We have, somewhat reluctantly, concluded that the design goals of SQL and SPARQL are sufficiently different that there is adequate justification for the creation of a special-purpose language for querying RDF collections. We are comforted by the belief that it is possible to translate SPARQL expressions into SQL expressions, allowing users to store their RDF collections in relational databases if they wish to do so, and to write their queries in either SQL or in SPARQL, as they see fit. While predicting that it will be similarly possible to serialize RDF collections into XML documents and transform SPARQL expressions into XQuery expressions, we do not believe that most users would take that direction.
SQL, XQuery, and SPARQL What's Wrong With This Picture? by Jim Melton, Oracle Corporation; in proceedings of XML 2005
Requirement 3.6 Optional Match was accepted 2004-07-15 over the objection of RobS of Network Inference
Note that the objection concludes with:

...Network Inference certainly sees value in both features, and supports both as objectives for this working group. If the potential problems related to these requirements can be overcome, then our objection to the classification of these features as "requirements" should not prevent the group from regaining consensus on a final recommendation.

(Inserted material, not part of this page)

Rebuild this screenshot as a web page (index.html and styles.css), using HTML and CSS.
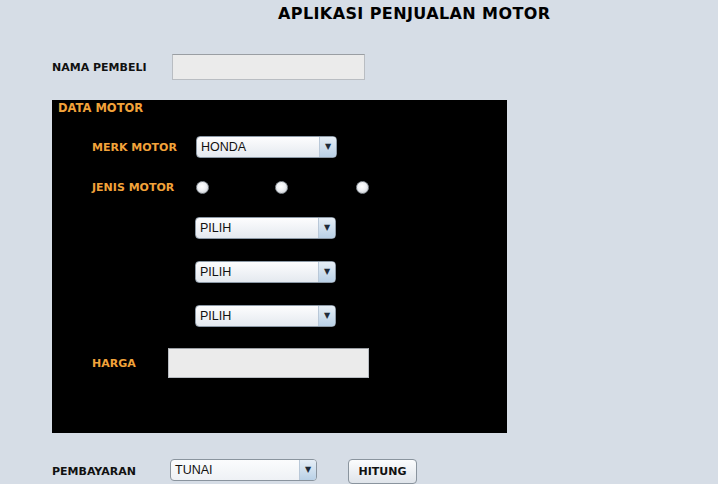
FILE: index.html
```html
<!DOCTYPE html>
<html>
<head>
<meta charset="utf-8">
<link rel="stylesheet" href="styles.css">
</head>
<body>
<h1 class="title">APLIKASI PENJUALAN MOTOR</h1>
<div class="buyer-row">
  <span class="label dark w-buyer">NAMA PEMBELI</span>
  <div class="field buyer-field"></div>
</div>
<section class="panel">
  <div class="panel-title">DATA MOTOR</div>
  <div class="row merk-row">
    <span class="label orange w-merk">MERK MOTOR</span>
    <div class="combo w140"><span class="combo-text">HONDA</span><span class="combo-arrow">&#9660;</span></div>
  </div>
  <div class="row jenis-row">
    <span class="label orange w-merk">JENIS MOTOR</span>
    <div class="radios">
      <span class="radio"></span>
      <span class="radio r2"></span>
      <span class="radio r3"></span>
    </div>
  </div>
  <div class="combo-stack">
    <div class="combo w140"><span class="combo-text">PILIH</span><span class="combo-arrow">&#9660;</span></div>
    <div class="combo w140"><span class="combo-text">PILIH</span><span class="combo-arrow">&#9660;</span></div>
    <div class="combo w140"><span class="combo-text">PILIH</span><span class="combo-arrow">&#9660;</span></div>
  </div>
  <div class="row harga-row">
    <span class="label orange w-harga">HARGA</span>
    <div class="field harga-field"></div>
  </div>
</section>
<div class="bottom-row">
  <span class="label dark w-bayar">PEMBAYARAN</span>
  <div class="combo light w146"><span class="combo-text">TUNAI</span><span class="combo-arrow">&#9660;</span></div>
  <button class="btn">HITUNG</button>
</div>
</body>
</html>
```
FILE: styles.css
```css
html, body {
  margin: 0;
  padding: 0;
}
body {
  width: 718px;
  height: 484px;
  overflow: hidden;
  background: #d6dde6;
  font-family: "DejaVu Sans", Verdana, sans-serif;
}
.title {
  margin: 0;
  padding: 3px 0 0 278px;
  height: 23px;
  line-height: 22px;
  font-size: 16px;
  font-weight: bold;
  color: #000;
  letter-spacing: 0.4px;
}
.label {
  font-size: 11px;
  font-weight: bold;
  white-space: nowrap;
}
.dark { color: #111; }
.orange { color: #f2a33a; }
.buyer-row {
  display: flex;
  align-items: center;
  margin-top: 28px;
  padding-left: 52px;
  height: 26px;
}
.w-buyer { width: 120px; }
.field {
  box-sizing: border-box;
  background: #ebebeb;
  border: 1px solid #b9bdc2;
  border-top-color: #9a9ea3;
}
.buyer-field { width: 193px; height: 26px; }
.panel {
  box-sizing: border-box;
  margin: 20px 0 0 52px;
  width: 455px;
  height: 333px;
  background: #000;
  padding: 0 0 0 40px;
  display: flex;
  flex-direction: column;
}
.panel-title {
  margin-left: -34px;
  height: 16px;
  line-height: 17px;
  font-size: 11.5px;
  font-weight: bold;
  color: #f2a33a;
}
.row {
  display: flex;
  align-items: center;
}
.merk-row { margin-top: 20px; height: 22px; }
.jenis-row { margin-top: 18px; height: 22px; }
.w-merk { width: 104px; }
.combo {
  box-sizing: border-box;
  height: 22px;
  display: flex;
  align-items: stretch;
  border: 1px solid #8c99a6;
  border-radius: 4px;
  background: linear-gradient(#fdfdfe, #e4e9ef);
  overflow: hidden;
}
.w140 { width: 141px; }
.w146 { width: 147px; }
.combo-text {
  flex: 1;
  padding-left: 4px;
  font-family: "Liberation Sans", Arial, sans-serif;
  font-size: 12.5px;
  line-height: 20px;
  color: #111;
}
.combo-arrow {
  width: 16px;
  border-left: 1px solid #b9c8d8;
  background: linear-gradient(#e6eef6, #b9d0e6);
  color: #1e2b38;
  font-size: 8px;
  line-height: 20px;
  text-align: center;
}
.combo.light {
  border-color: #8a949e;
  background: linear-gradient(#fbfcfd, #eef1f5);
}
.radios {
  display: flex;
  align-items: center;
}
.radio {
  width: 13px;
  height: 13px;
  border-radius: 50%;
  background: radial-gradient(circle at 45% 40%, #ffffff 0%, #eef0f3 45%, #bfc4ca 100%);
  border: 1px solid #8e959c;
  box-sizing: border-box;
}
.r2 { margin-left: 66px; }
.r3 { margin-left: 68px; }
.combo-stack {
  margin-top: 19px;
  padding-left: 103px;
  display: flex;
  flex-direction: column;
  gap: 22px;
}
.harga-row { margin-top: 21px; height: 30px; }
.w-harga { width: 76px; }
.harga-field { width: 201px; height: 30px; }
.bottom-row {
  display: flex;
  align-items: flex-start;
  margin-top: 26px;
  padding-left: 52px;
}
.bottom-row .label { line-height: 26px; }
.w-bayar { width: 118px; }
.btn {
  box-sizing: border-box;
  margin-left: 31px;
  width: 69px;
  height: 25px;
  border: 1px solid #8a949e;
  border-radius: 4px;
  background: linear-gradient(#fbfcfd, #dfe4ea);
  font-family: "DejaVu Sans", Verdana, sans-serif;
  font-size: 11px;
  font-weight: bold;
  color: #111;
  padding: 0;
}
```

And while the theoretical issues with OPTIONAL have been expensive to work out, they seem to be specified to the satisfaction of the community. Further, the number of use cases where this feature is critical suggests that SPARQL would not succeed without it (For example, see MacGregor 24 Mar 2005.)
The DESCRIBE issue was resolved over the objection of Dan Connolly:
expectations around DESCRIBE are very different from CONSTRUCT and SELECT, and hence it should be specified in a separate query language

This objection was supported by a number of public comments; at least one reviewer wrote to explicitly support this feature, meanwhile. The feature seems to be specified to the satisfaction of a critical mass of the community, supported in several implementations, and used in a number of applications.
Objective 4.2 Data Integration and Aggregation was accepted 2004-09-16 over the objection of Network Inference/Rob Shearer:

The only technology that I think we all really agree on is RDF and the RDF data model. It strikes me as blatantly wrong to attempt a query standard based on some other data model, and "RDF+some meta information" is some other data model. If the meta information can be exposed in RDF, then our query language should support it by default. If it can't be exposed in RDF, then why are we considering native support in an RDF query language?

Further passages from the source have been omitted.